Although its language suggests an obvious contrast to the spontaneous and traditional local architecture, the facades interpret and reproduce subtle features of the context by generating a dialogue through a random play of folds, gaps, cavities and perforations.
Internal Anatomy:
The sealed monolithic appearance of the building contrasts with its sculpted interior, where surprising spatial dimensions expose a complex anatomy of driving perspectives of light and landscape, which is always present from different angles and spaces from the interior of the building.

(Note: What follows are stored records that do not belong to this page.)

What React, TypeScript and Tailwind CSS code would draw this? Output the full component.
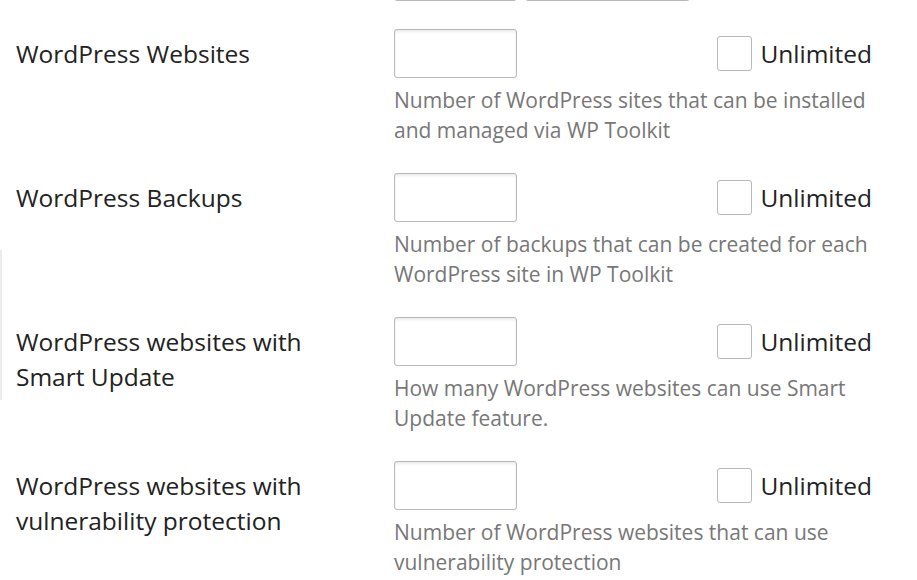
import React from "react";

const rows = [
  { label: ["WordPress Websites"], desc: ["Number of WordPress sites that can be installed", "and managed via WP Toolkit"] },
  { label: ["WordPress Backups"], desc: ["Number of backups that can be created for each", "WordPress site in WP Toolkit"] },
  { label: ["WordPress websites with", "Smart Update"], desc: ["How many WordPress websites can use Smart", "Update feature."] },
  { label: ["WordPress websites with", "vulnerability protection"], desc: ["Number of WordPress websites that can use", "vulnerability protection"] },
];

const inputCls =
  "h-[49px] rounded-[3px] border border-[#b9b9b9] bg-white shadow-[inset_0_2px_3px_rgba(0,0,0,0.08)]";

export default function App() {
  return (
    <div
      className="relative w-[917px] h-[580px] overflow-hidden bg-white text-[#222]"
      style={{ fontFamily: '"Open Sans", sans-serif' }}
    >
      <div className="absolute left-0 top-[250px] h-[150px] w-[2px] bg-[#ececec]" />
      <div className="flex gap-[8px] pl-[394px] mt-[-48px]">
        <div className={`${inputCls} w-[123px]`} />
        <div className={`${inputCls} w-[165px]`} />
      </div>
      <div className="flex flex-col pt-[28px]">
        {rows.map((r, i) => (
          <div key={i} className="flex h-[144px]">
            <div className="w-[394px] pl-[16px] pt-[7px] text-[24.5px] leading-[35px] text-[#222]">
              {r.label.map((l, j) => (
                <div key={j}>{l}</div>
              ))}
            </div>
            <div className="w-[478px] flex flex-col">
              <div className="flex items-center justify-between">
                <div className={`${inputCls} w-[123px]`} />
                <div className="flex items-center gap-[8px]">
                  <div className="w-[35px] h-[35px] rounded-[3px] border border-[#b9b9b9] bg-white" />
                  <span className="text-[24.5px] leading-[35px] text-[#222]">Unlimited</span>
                </div>
              </div>
              <div className="mt-[7px] text-[21px] leading-[30px] text-[#777]">
                {r.desc.map((d, j) => (
                  <div key={j}>{d}</div>
                ))}
              </div>
            </div>
          </div>
        ))}
      </div>
    </div>
  );
}
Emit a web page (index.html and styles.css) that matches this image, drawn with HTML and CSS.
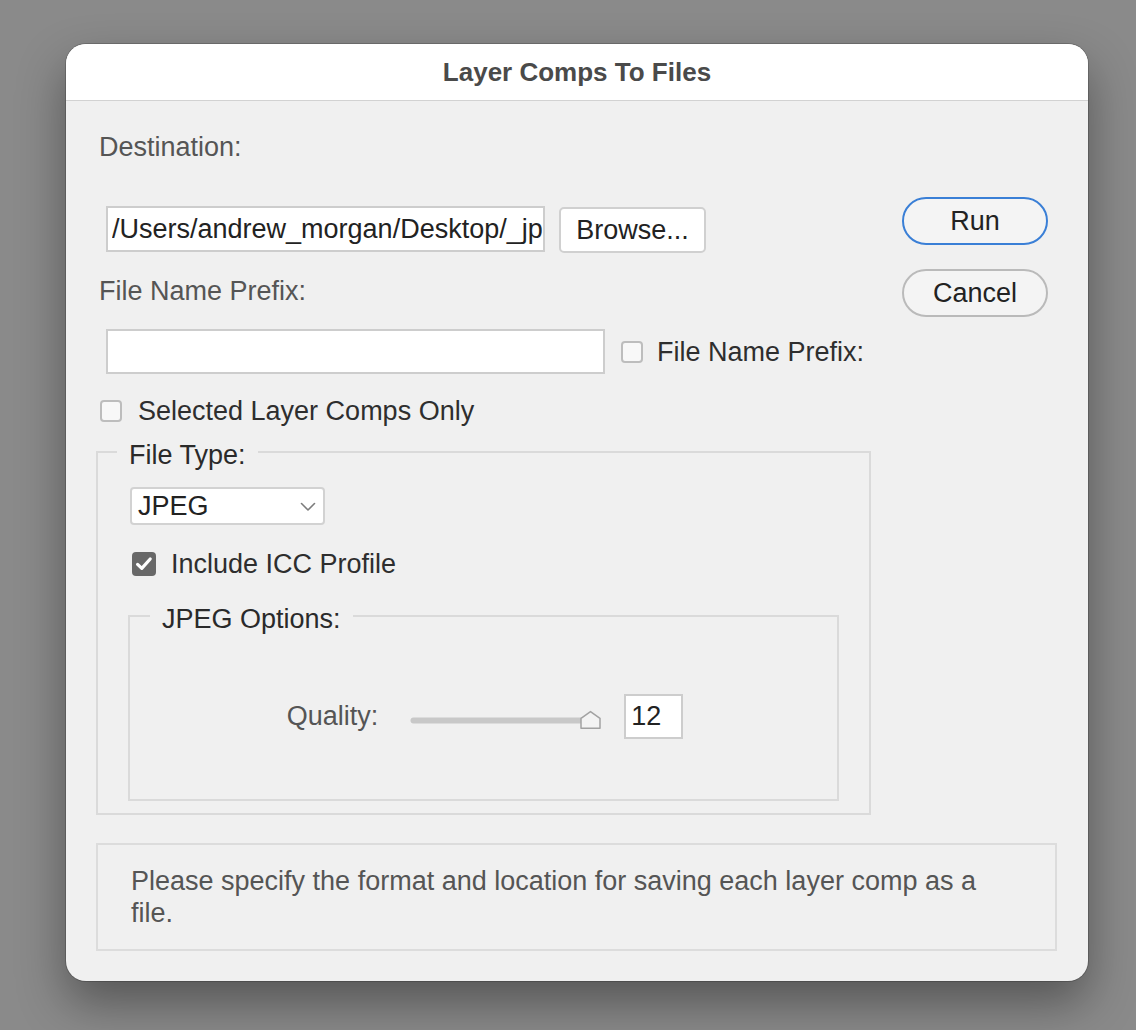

The architectural program includes exhibition space, theatre, music school, café / restaurant, library, dance school, plastic art workshops, multipurpose room and a playroom. All these areas are connected by interstices of public spaces; corridors, passageways and halls replicated as open galleries permitting temporary open exhibitions.
Zenithal Light:
Light, shade and penumbra play a main role in the physical and atmospheric composition of the interior of the building. All spaces are bathed in a silent concert of zenithal light that descends through light wells from skylights in the roof. These vertical perforations also provide visual connections between the different levels revealing a system of spatial relationships that enrich the experience through the spaces. Although all the spaces are lit with natural light, its boundaries, borders and corners fade into penumbra.
Library
The Library, as a repository and circulation of knowledge, has cathedral like characteristics. The central nave, conceived as an interior street, rules the distribution of primary and secondary rooms; from the atrium to the reading rooms there is a constant change of scales that define the particular character of each space. The reading rooms inspired in the libraries of the past, are reproduced in the classical manner, with shelves on the perimeter except for openings that allow glimpses into the surrounding landscape.
Surreal Territory:
The children's reading room defies rational logic and evokes a magical and abstract universe with colored cubes suspended from the ceiling where back lit fragments of sky with clouds enhances the surrealism of this space.
Rituals of Art:
The theater is a space of pristine simplicity in whose mysterious atmosphere symbolically appears the warmth of the red carpet, unmistakable emblem of the glamorous and fascinating world of the performing arts.
Materiality:
The reduced use of materials and finishes builds an order of austerity and restrain. The predominant material is traditional plaster and despite its rough texture, its dark color gives it a character of sophistication and elegance.